What this entails, is that, if there is limited private sector growth, then private sector can only play a very limited role in job creation in the country even though both are key determinants of future growth and poverty reduction for the country. We have a burgeoning working-age population yet very limited availability of jobs to accommodate this growing population.
Currently, formal employment comprises only 11 percent of total employment, with a large share of self-employed (own-account) workers (54 percent), mostly in the agriculture sector. Around 84 percent of men and 94 percent of women hold jobs without social protection or employment benefits, which includes self-employed (own-account) workers as well as a large share of paid employees.
What needs to be clear is that even in our current adverse situation, the private sector development and job creation remains one of the most important routes out of poverty for most poor people. Malawi needs to pursue reforms that will help to encourage private sector development that provides productive income-generating opportunities for Malawi’s growing population.

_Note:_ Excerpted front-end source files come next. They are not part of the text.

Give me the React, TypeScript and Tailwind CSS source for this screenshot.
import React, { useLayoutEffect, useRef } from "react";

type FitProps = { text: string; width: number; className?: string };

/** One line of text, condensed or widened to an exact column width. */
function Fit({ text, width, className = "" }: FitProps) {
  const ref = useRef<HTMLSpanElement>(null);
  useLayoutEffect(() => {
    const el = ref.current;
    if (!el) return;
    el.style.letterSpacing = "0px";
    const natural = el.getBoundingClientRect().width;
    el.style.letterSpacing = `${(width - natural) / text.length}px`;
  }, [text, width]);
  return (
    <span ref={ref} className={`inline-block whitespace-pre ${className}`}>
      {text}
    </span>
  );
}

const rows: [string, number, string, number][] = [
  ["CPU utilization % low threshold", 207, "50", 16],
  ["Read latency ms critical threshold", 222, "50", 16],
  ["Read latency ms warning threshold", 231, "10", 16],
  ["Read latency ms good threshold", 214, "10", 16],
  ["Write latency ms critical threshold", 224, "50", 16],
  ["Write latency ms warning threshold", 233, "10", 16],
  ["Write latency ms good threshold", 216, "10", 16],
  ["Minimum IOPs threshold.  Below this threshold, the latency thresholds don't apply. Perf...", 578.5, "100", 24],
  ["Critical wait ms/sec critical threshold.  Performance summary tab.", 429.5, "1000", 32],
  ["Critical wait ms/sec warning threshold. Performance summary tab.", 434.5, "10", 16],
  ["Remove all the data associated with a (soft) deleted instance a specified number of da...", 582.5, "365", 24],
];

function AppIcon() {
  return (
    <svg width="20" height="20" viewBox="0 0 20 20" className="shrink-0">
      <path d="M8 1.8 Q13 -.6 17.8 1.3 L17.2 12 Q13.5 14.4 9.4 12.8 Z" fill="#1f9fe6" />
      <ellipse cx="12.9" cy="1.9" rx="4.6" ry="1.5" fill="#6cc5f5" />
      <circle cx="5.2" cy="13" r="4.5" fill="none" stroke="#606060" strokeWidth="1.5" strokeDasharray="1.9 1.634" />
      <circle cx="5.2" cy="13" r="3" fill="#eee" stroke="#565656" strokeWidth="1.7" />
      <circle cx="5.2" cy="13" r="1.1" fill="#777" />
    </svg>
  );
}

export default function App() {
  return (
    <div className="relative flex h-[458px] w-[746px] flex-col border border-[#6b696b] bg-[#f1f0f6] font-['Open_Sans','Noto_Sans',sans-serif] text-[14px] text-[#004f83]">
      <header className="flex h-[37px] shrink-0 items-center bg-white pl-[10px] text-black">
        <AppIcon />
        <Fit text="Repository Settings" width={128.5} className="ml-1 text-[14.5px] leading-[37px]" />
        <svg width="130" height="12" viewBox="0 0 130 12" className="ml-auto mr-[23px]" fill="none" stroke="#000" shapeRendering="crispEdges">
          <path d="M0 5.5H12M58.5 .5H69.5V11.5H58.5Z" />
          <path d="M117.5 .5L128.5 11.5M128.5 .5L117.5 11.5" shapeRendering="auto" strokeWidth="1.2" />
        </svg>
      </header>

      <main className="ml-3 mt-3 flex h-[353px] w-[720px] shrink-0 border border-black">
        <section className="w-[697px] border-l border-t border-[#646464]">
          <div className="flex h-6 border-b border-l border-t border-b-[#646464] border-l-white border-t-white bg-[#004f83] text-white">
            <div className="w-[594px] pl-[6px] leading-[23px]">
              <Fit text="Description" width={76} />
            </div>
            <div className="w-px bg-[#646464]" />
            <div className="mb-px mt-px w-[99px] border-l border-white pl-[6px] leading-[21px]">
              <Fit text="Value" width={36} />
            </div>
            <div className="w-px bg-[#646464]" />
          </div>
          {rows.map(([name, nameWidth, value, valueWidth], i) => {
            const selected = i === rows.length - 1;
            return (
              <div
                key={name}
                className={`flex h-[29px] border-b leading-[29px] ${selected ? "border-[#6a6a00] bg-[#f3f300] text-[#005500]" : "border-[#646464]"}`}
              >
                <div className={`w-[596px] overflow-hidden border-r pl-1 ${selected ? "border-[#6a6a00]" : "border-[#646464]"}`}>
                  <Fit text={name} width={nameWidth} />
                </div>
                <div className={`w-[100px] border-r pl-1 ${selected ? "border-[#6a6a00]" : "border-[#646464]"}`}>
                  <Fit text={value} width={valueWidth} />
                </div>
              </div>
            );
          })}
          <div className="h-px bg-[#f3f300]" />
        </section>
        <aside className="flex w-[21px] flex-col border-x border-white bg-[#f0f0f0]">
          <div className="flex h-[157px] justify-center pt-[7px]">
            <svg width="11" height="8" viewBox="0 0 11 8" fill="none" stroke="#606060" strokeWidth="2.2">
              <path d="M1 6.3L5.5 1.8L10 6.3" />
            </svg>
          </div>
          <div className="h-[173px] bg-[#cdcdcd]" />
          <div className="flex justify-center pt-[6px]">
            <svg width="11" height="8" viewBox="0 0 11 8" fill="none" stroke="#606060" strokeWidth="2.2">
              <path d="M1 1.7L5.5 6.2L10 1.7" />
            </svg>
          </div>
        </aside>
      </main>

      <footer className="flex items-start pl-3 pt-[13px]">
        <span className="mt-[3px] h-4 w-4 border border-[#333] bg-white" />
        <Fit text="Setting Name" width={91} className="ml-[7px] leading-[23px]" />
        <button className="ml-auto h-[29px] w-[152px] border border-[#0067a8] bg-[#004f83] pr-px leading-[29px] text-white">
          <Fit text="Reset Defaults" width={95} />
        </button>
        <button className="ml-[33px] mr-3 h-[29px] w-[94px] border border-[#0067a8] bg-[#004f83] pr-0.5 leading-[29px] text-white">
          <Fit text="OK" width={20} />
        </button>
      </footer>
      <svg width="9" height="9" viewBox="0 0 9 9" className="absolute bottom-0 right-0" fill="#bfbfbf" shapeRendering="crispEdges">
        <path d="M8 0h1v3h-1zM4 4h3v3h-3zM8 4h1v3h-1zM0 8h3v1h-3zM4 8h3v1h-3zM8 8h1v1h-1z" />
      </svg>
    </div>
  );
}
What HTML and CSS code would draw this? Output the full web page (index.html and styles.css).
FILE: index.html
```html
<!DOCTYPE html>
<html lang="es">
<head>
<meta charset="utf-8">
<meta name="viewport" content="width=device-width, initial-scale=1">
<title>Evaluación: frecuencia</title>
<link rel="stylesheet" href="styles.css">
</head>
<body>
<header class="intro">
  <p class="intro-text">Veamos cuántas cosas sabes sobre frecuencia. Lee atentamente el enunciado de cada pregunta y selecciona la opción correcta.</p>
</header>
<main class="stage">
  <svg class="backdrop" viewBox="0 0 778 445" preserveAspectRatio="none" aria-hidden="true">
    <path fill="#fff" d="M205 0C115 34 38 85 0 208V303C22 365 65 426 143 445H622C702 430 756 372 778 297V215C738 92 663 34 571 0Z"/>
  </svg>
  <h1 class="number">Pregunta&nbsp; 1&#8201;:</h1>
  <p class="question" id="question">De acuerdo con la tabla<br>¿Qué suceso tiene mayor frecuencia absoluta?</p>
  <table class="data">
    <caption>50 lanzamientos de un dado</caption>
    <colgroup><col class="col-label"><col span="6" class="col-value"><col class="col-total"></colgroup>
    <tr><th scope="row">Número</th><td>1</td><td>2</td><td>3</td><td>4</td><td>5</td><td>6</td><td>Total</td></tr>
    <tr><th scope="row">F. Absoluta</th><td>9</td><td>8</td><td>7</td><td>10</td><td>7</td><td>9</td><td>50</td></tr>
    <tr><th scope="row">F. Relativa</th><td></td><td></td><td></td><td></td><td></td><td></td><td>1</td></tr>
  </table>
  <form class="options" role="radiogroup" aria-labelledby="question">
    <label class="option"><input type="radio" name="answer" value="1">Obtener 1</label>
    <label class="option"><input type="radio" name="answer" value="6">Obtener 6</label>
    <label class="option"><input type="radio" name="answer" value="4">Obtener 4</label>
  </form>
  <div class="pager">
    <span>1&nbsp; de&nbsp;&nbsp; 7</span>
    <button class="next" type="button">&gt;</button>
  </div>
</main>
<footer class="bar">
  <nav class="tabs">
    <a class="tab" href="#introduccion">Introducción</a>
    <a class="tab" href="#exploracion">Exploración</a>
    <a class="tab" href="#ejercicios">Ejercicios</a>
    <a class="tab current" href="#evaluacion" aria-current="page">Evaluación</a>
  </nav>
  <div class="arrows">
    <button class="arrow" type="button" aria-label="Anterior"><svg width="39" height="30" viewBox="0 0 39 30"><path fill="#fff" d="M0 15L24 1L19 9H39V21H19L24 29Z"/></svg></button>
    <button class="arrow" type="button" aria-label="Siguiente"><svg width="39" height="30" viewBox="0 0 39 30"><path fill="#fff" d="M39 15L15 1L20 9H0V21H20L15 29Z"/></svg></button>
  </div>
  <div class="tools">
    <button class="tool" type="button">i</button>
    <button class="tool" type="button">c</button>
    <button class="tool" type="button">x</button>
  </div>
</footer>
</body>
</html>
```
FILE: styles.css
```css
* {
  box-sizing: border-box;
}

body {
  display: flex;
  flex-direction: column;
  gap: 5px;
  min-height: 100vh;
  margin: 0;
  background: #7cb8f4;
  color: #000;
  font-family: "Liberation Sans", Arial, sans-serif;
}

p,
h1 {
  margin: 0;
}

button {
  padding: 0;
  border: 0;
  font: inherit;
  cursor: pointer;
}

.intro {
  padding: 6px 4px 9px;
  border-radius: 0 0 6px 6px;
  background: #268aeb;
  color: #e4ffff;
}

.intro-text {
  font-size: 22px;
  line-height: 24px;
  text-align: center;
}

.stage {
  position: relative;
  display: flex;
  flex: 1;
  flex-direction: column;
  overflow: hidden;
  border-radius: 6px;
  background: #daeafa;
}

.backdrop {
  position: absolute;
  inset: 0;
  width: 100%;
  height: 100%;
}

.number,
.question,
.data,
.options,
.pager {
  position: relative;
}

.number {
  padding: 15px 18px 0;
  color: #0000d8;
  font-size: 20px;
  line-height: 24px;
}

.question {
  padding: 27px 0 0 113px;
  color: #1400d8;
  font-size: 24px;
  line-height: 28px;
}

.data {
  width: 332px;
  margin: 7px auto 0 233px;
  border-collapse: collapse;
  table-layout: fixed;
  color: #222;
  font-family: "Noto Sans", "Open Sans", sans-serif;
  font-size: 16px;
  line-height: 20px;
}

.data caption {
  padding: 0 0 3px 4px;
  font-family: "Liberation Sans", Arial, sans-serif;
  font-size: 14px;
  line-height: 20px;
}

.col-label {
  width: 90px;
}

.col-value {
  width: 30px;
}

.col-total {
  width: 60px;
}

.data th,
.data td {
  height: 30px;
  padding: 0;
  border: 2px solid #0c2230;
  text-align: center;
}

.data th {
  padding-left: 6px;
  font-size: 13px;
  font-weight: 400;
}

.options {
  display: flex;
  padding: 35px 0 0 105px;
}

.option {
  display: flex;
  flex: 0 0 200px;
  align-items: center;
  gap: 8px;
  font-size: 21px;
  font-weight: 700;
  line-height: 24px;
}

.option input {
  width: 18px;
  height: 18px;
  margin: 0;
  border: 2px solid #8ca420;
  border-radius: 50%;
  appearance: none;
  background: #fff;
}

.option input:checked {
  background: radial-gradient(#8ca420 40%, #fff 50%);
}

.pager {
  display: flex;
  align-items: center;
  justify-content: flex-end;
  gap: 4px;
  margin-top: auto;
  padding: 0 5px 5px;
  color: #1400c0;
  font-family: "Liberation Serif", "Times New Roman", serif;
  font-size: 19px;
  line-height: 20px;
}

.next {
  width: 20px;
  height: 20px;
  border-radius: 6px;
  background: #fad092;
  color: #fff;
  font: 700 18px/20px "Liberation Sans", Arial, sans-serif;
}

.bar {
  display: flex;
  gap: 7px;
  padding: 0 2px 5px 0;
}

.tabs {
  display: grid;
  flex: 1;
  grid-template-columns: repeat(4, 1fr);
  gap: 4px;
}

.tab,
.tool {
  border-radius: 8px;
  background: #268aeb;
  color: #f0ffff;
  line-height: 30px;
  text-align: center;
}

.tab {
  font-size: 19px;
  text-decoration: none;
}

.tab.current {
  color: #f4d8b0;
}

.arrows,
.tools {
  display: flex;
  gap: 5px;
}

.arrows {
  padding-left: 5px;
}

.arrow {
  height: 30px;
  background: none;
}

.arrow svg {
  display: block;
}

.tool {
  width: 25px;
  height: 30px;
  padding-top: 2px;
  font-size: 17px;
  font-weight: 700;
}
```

Continuing to take a “business as usual” approach to private sector development and job creation in Malawi would leave the country stuck in high levels of inequality and unprecedent levels of poverty. Business as usual would mean continued the current low-level private sector activity, with limited new (quality) private sector investment, and very limited job growth. A better approach would be to reform radically the business enabling environment, improving transparency and predictability.
The objective would be to develop an investment climate that can attract higher-quality investors and investments and facilitate the creation of more and better-quality jobs in diversified sectors. The government needs a comprehensive focus on changing its relationship with the private sector, so that it proactively removes blockages to growth within the sector. In tandem with this, there is equally a pressing need to invest in human capital development to ensure that the next generation is more productive, flexible and innovative.